I think prayer is putting our focus, our energy toward something, or being grateful for something or just holding something in our heart and mind. I think there is something important about paying attention, and that is a big part of praying. Paying attention to the thing. Anne Lamott says there are only three prayers you need: Thanks. Wow. And Help! Do you need to have traditional beliefs to be in a position to say “Help!” No. I like to believe that there is a river of love running through the world that I call God, and that I can call out to love for help. Does it come from outside me? Inside? From other people, from the animals, the rocks, the trees and the stars? From spirits of people who have died? From particles smaller than the bosun that respond to desperation with some kind of release of energy? Or is it just good for me to acknowledge that I need help? Does any of that really matter, when you’re desperate for help and some help arrives? But maybe it doesn’t arrive, and then you are left telling yourself stories about why it didn’t…. Choosing your beliefs is fraught with joy and heartbreak.

REPEATING PRAYERS
Maybe prayer, like ritual, is one way to change your consciousness at will. Medieval monks wrote that after several weeks of repeating a prayer for many hours a day, they entered an altered state. They said they could see a powerful light around them. One mystic described the condition as a “most pleasant heat,” a “joyful boiling.”

In the early 1970’s, Dr. Herbert Benson, president and founder of the Mind/Body Medical Institute at Harvard Medical School, documented a phenomenon he dubbed “the relaxation response”.

Benson experimented using Sanskrit mantras. He told his subjects to sit quietly and repeat the mantra either silently or aloud for ten to twenty minutes, to breathe regularly and to let all thoughts pass by, inviting the mind to be blank.

Benson found that those who repeated the Sanskrit mantras, for as little as ten minutes a day, experienced physiological changes-reduced heart rate, lower stress levels and slower metabolism. Repeating the mantras also lowered the blood pressure of those who had high blood pressure and generally decreased the subjects’ oxygen consumption (indicating that the body was in a restful state). Benson and his colleagues also tested other prayers, including “Lord Jesus Christ, have mercy on me, and found that they had the same effect. Even words like “one,” “ocean,” “love” and “peace” produced the response. It appears that Benson and his colleagues had uncovered a universal principle: repetitive prayer allows human beings to enter a relaxed state. More recently, researchers at U Mass and other institutions have discovered that meditation can lead to the thickening of certain regions of the brain. Gray matter is actually produced. There is a benefit to prayer that has little to do with belief at all.

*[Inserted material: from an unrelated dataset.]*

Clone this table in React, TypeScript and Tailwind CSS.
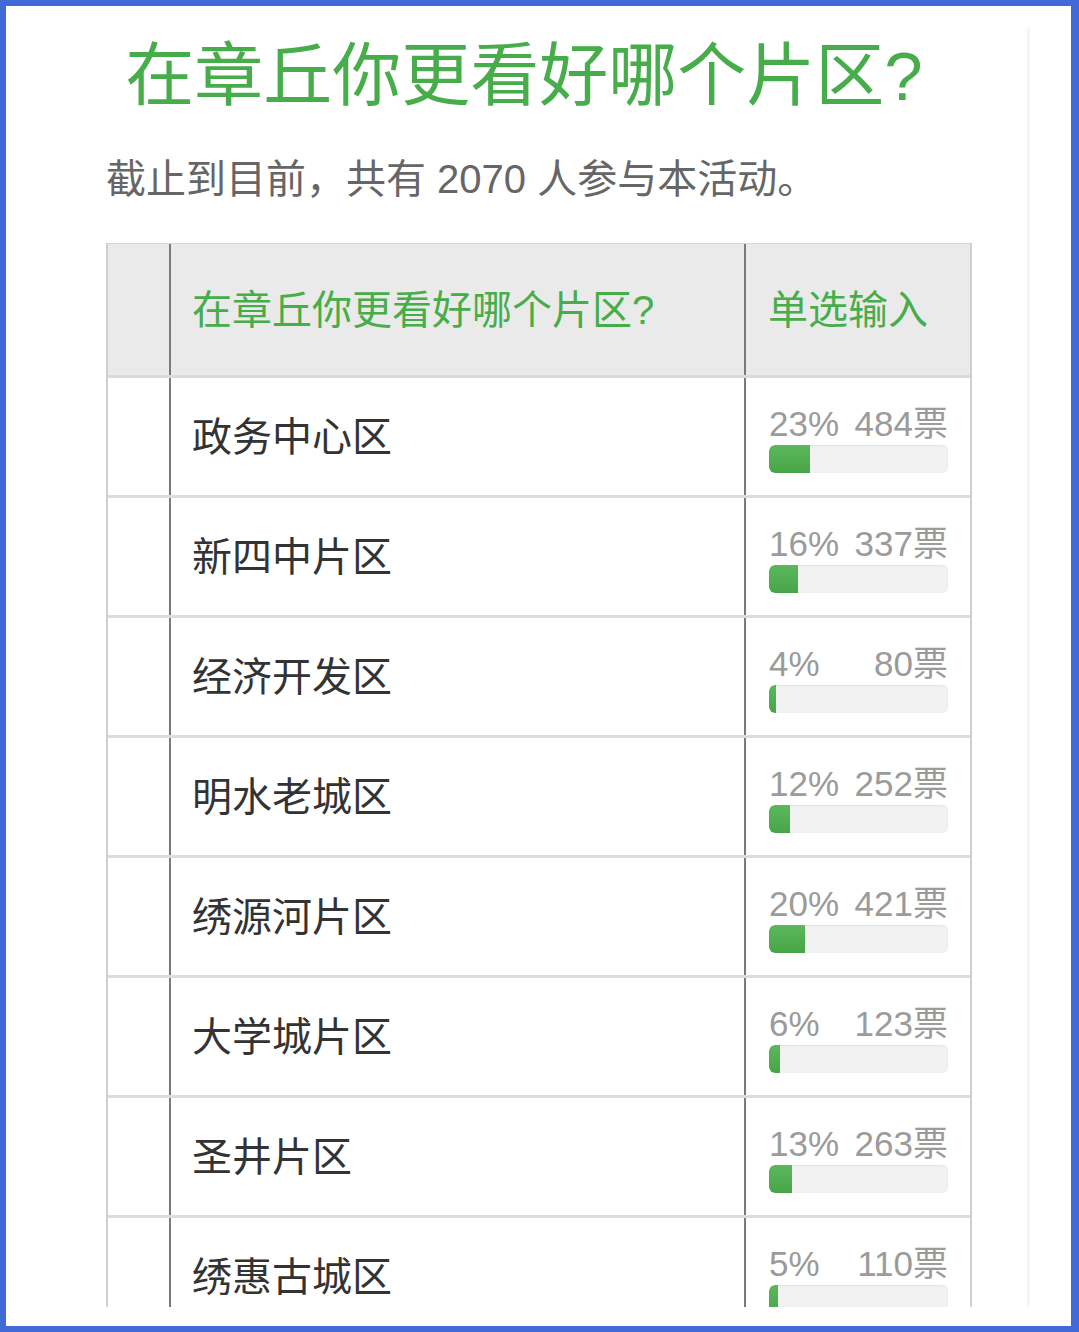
import React from "react";

const rows = [
  { name: "政务中心区", pct: 23, votes: 484 },
  { name: "新四中片区", pct: 16, votes: 337 },
  { name: "经济开发区", pct: 4, votes: 80 },
  { name: "明水老城区", pct: 12, votes: 252 },
  { name: "绣源河片区", pct: 20, votes: 421 },
  { name: "大学城片区", pct: 6, votes: 123 },
  { name: "圣井片区", pct: 13, votes: 263 },
  { name: "绣惠古城区", pct: 5, votes: 110 },
];

const font = { fontFamily: '"Liberation Sans", "Noto Sans CJK SC", sans-serif' };

export default function App() {
  return (
    <div className="w-[1079px] h-[1332px] bg-[#4169d8] pt-[6px] pl-[6px] pr-[8px] pb-[6px]" style={font}>
      <div className="flex h-full bg-white">
        <div className="w-[1021px] h-[1301px] overflow-hidden">
          <h1 className="mt-[33px] pl-[15px] text-center text-[69px] leading-[76px] text-[#47ad4b]">
            在章丘你更看好哪个片区?
          </h1>
          <p className="mt-[44px] ml-[100px] text-[40px] leading-[40px] text-[#666666]">
            截止到目前，共有 2070 人参与本活动。
          </p>

          <div className="mt-[44px] ml-[100px] w-[866px] border-x-2 border-[#cfcfcf]">
            {/* 表头 */}
            <div className="flex h-[135px] border-t border-b-[3px] border-t-[#d6d6d6] border-b-[#dadada] bg-[#eaeaea]">
              <div className="w-[63px] border-r-2 border-[#7a7a7a]" />
              <div className="flex w-[575px] items-center border-r-2 border-[#7a7a7a] pl-[21px] text-[40px] text-[#47ad4b]">
                在章丘你更看好哪个片区?
              </div>
              <div className="flex w-[224px] items-center pl-[22px] text-[40px] text-[#47ad4b]">
                单选输入
              </div>
            </div>

            {rows.map((r) => (
              <div key={r.name} className="flex h-[120px] border-b-[3px] border-[#dcdcdc]">
                <div className="w-[63px] border-r-2 border-[#7a7a7a]" />
                <div className="flex w-[575px] items-center border-r-2 border-[#7a7a7a] pl-[21px] text-[40px] text-[#333333]">
                  {r.name}
                </div>
                <div className="flex w-[224px] flex-col gap-[3px] pl-[23px] pt-[28px]">
                  <div className="flex w-[179px] justify-between text-[35px] leading-[36px] text-[#9b9b9b]">
                    <span>{r.pct}%</span>
                    <span>{r.votes}票</span>
                  </div>
                  <div className="h-[28px] w-[179px] overflow-hidden rounded-[6px] bg-[#f2f2f2] shadow-[inset_0_1px_2px_rgba(0,0,0,0.08)]">
                    <div
                      className="h-full rounded-l-[6px] bg-gradient-to-b from-[#5cb85c] to-[#47a447]"
                      style={{ width: `${r.pct}%` }}
                    />
                  </div>
                </div>
              </div>
            ))}
          </div>
        </div>
        <div className="mt-[22px] h-[1279px] w-[3px] bg-[#f5f5f5]" />
      </div>
    </div>
  );
}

We could use the three beads to: do the Buddhist prayer
1. yourself,
2. one you love
3. one you have trouble with

OR Do one thing you’re grateful for, one thing you are asking for, one thing you will give

OR Sets of ten deep breaths

I want you to think about the mission of this congregation. You could use the first bead to think about how your soul has been nourished, what nourishment it needs, how you have nourished the souls of others, and how you could do that today. The second bead is all about transformation. How has your life been transformed today, if it has? What kind of transformation would you like to experience? Could you help transform someone else’s life today? The third is the justice bead. How have you done justice today? What kind of justice do you need? Can you support someone else who is doing justice? We are not all activists every day: sometimes we are called to be in support. This is something you practice. I invite you to try it.